En otros países seguramente todo el mundo conoce las opiniones políticas de sus amigos o compañeros de trabajo, por lo que no cabría esperar tantas sorpresas en momentos así. Pero en Rusia esto es distinto, dice Ginzburg.
“En Rusia nunca se habla de política. Se puede discutir de cualquier cosa menos de política y religión. Y eso me iba bien porque hace unos años yo estaba enfadado con todo lo que pasaba en Gran Bretaña. De eso sí se podía hablar en Rusia, pero no, de Putin no. Y por eso ha pasado todo esto, porque nadie sabía lo que pensaban los demás”.
Pero aunque sea con propaganda y censura, al final, el apoyo a Putin es real y es masivo. Y más ahora, continúa Ginzburg.
“La cuestión es que tiene muchísimo apoyo porque son tiempos de guerra. Yo no sé qué hacen otros países en tiempos de guerra, pero en Rusia sí que lo sé. Está este actor famoso, Serguéi Bodrov, que murió muy joven, ahora sale mucho en la televisión rusa en entrevistas antiguas diciendo cosas como que no puedes decir nada malo de tu país cuando está en guerra, pienses lo que pienses, solo puedes apoyarlo. Bueno, es que hay tanta propaganda todo el tiempo diciendo que es una guerra defensiva, no una agresión, que van a Ucrania “a librar al pueblo de ese Gobierno fascista”. Los únicos con los que yo puedo hablar en este momento es porque están muy en contra la guerra, y estos tienen que tener muchísimo cuidado con lo que dicen; o con los que no están viendo las noticias en un intento de mantener así la normalidad”.
Pero la represión, la falta de libertad de expresión o de prensa en Rusia no son temas nuevos. Ginzburg ha tenido muchas ocasiones de meditar al respecto, ya que sus primeros viajes al país se remontan a la década de los 90. Sin embargo, la situación solo ha ido a peor con los años.

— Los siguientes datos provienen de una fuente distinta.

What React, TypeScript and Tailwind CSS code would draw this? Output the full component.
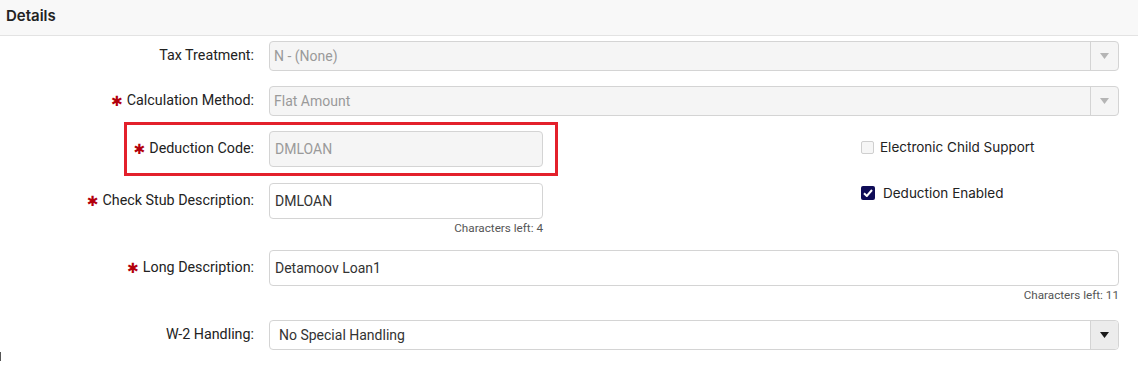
import React from "react";

const Star = () => (
  <span className="mr-[4px] text-[14px] leading-none text-[#b3000c] font-['DejaVu_Sans',sans-serif]">
    ✱
  </span>
);

function Label({ text, required }: { text: string; required?: boolean }) {
  return (
    <div className="w-[254px] shrink-0 flex items-center justify-end text-[14.3px] text-[#222]">
      {required && <Star />}
      <span>{text}:</span>
    </div>
  );
}

function Select({ value, disabled }: { value: string; disabled?: boolean }) {
  return (
    <div
      className={`flex h-[30px] flex-1 items-stretch rounded-[4px] border border-[#d4d4d4] ${
        disabled ? "bg-[#f5f5f5] text-[#9a9a9a]" : "bg-white text-[#333]"
      }`}
    >
      <div
        className={`flex flex-1 items-center text-[14px] ${
          disabled ? "pl-[4px]" : "pl-[9px]"
        }`}
      >
        {value}
      </div>
      <div
        className={`flex w-[28px] items-center justify-center border-l border-[#d4d4d4] ${
          disabled ? "" : "bg-[#ececec] rounded-r-[4px]"
        }`}
      >
        <svg width="9" height="6" viewBox="0 0 9 6">
          <path d="M0 0 L9 0 L4.5 6 Z" fill={disabled ? "#b5b5b5" : "#1a1a1a"} />
        </svg>
      </div>
    </div>
  );
}

function TextBox({
  value,
  disabled,
  className,
}: {
  value: string;
  disabled?: boolean;
  className?: string;
}) {
  return (
    <div
      className={`flex h-[36px] items-center rounded-[4px] border border-[#d4d4d4] pl-[5px] text-[14px] ${
        disabled ? "bg-[#f5f5f5] text-[#9a9a9a]" : "bg-white text-[#333]"
      } ${className ?? ""}`}
    >
      {value}
    </div>
  );
}

function CharsLeft({ n }: { n: number }) {
  return (
    <div className="mt-[3px] text-right text-[11.7px] leading-[13px] text-[#555]">
      Characters left: {n}
    </div>
  );
}

function Check({ label, checked }: { label: string; checked?: boolean }) {
  return (
    <div className="flex items-center font-['Inter',sans-serif] text-[13.5px] text-[#222]">
      {checked ? (
        <div className="mr-[8px] flex h-[14px] w-[14px] items-center justify-center rounded-[2px] bg-[#0f0c57]">
          <svg width="10" height="8" viewBox="0 0 10 8">
            <path d="M1 4.2 L3.8 7 L9 1" stroke="white" strokeWidth="2" fill="none" />
          </svg>
        </div>
      ) : (
        <div className="mr-[6px] h-[13px] w-[13px] rounded-[2px] border border-[#cfcfcf] bg-[#f6f6f6]" />
      )}
      <span>{label}</span>
    </div>
  );
}

export default function App() {
  return (
    <div className="relative h-[365px] w-[1138px] overflow-hidden bg-white font-['Roboto',sans-serif]">
      <div className="flex h-[36px] items-center border-b border-[#e3e3e3] bg-[#f8f8f8] pb-[3px] pl-[6px] font-['Inter',sans-serif] text-[15px] font-semibold text-[#222]">
        Details
      </div>

      <div className="flex flex-col pt-[5px] pr-[19px]">
        <div className="flex items-center gap-[15px]">
          <Label text="Tax Treatment" />
          <Select value="N - (None)" disabled />
        </div>

        <div className="mt-[15px] flex items-center gap-[15px]">
          <Label text="Calculation Method" required />
          <Select value="Flat Amount" disabled />
        </div>

        <div className="mt-[15px] flex">
          <div className="flex flex-col">
            <div className="flex items-center gap-[15px]">
              <Label text="Deduction Code" required />
              <TextBox value="DMLOAN" disabled className="w-[274px]" />
            </div>
            <div className="mt-[16px] flex gap-[15px]">
              <div className="flex h-[36px] items-center">
                <Label text="Check Stub Description" required />
              </div>
              <div className="w-[274px]">
                <TextBox value="DMLOAN" />
                <CharsLeft n={4} />
              </div>
            </div>
          </div>
          <div className="ml-[318px] flex flex-col gap-[26px] pt-[6px]">
            <Check label="Electronic Child Support" />
            <Check label="Deduction Enabled" checked />
          </div>
        </div>

        <div className="mt-[15px] flex gap-[15px]">
          <div className="flex h-[36px] items-center">
            <Label text="Long Description" required />
          </div>
          <div className="flex-1">
            <TextBox value="Detamoov Loan1" />
            <CharsLeft n={11} />
          </div>
        </div>

        <div className="mt-[18px] flex items-center gap-[15px]">
          <Label text="W-2 Handling" />
          <Select value="No Special Handling" />
        </div>
      </div>

      <div className="absolute left-[124px] top-[122px] h-[54px] w-[434px] border-[3px] border-[#e3202b]" />
      <div className="absolute left-0 top-[352px] h-[9px] w-[1px] bg-[#555]" />
    </div>
  );
}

“Hice un gran viaje por Rusia en 2018, y durante todo el tiempo estaba intentando aceptar este país y a su Gobierno. ¿Por qué tienen este Gobierno? ¿Por qué no uno bueno o uno tolerante y liberal? Fui de Moscú al Baikal, que es un viaje larguísimo, y en toda esa distancia empiezas a pensar que quizá tanto territorio no se puede gobernar si no es con… iba a decir mano firme, pero eso podría parecer positivo; digamos con un sistema central represivo. Si esto es así, puede que este país sea demasiado grande y la gente un día llegue a esta conclusión, que para tener un gobierno moderno, haya que disgregar el país de alguna forma. Jamás me imaginé diciendo o desenado algo así, pero el último mes ha sido muy extraño. Si me dices esto hace un año, te diría que estás loco, porque soy bastante rusófilo, pero qué otra cosa se podría hacer”.
Mirando a Centroeuropa, Ginzburg celebra la solidaridad que están teniendo los checos y otros países con los refugiados y el apoyo militar que está dando Praga al Ejército ucraniano.
“Los checos saben lo que es perder la libertad después de la Primavera de Praga. Es muy interesante que haya sido Chequia el primer país que ha entregado tanques a Ucrania. Pero cuando veo lo que está pasando, me recuerda mucho más a la invasión de Hungría del 1956, y es irónico que Orbán esté resultando tan inútil, que sea tan evasivo y hable de Zelenski como de un enemigo. O sea, los checos piensan en el 68 y sienten empatía con los ucranianos, pero entonces no sé qué pasa con Orbán, que tanto ha usado en el pasado la Revolución del 56 para ganar puntos”.
Ginzburg ironiza sobre la reacción ante la invasión de todos los países que en el pasado formaron parte del Pacto de Varsovia. Todos menos uno.
“Vaya, qué extraño, todos los países que han tenido alguna experiencia con los rusos –y es algo que odio decir porque tengo muy buenos amigos rusos–, pero todos los que han tenido experiencia con gobiernos rusos y con su forma de tratar a países más pequeños, sienten solidaridad con Ucrania. Excepto Hungría, que es de quien más cabría esperarla”.
No solo extranjeros como Ginzburg se han ido de Rusia con el inicio de la guerra. Este inglés viajero dice que a veces se sorprende de encontrarse a conocidos rusos por las calles de Ereván y habla de aviones repletos de ingenieros informáticos marchándose, que igual que él o su hija, no saben cuándo volverán.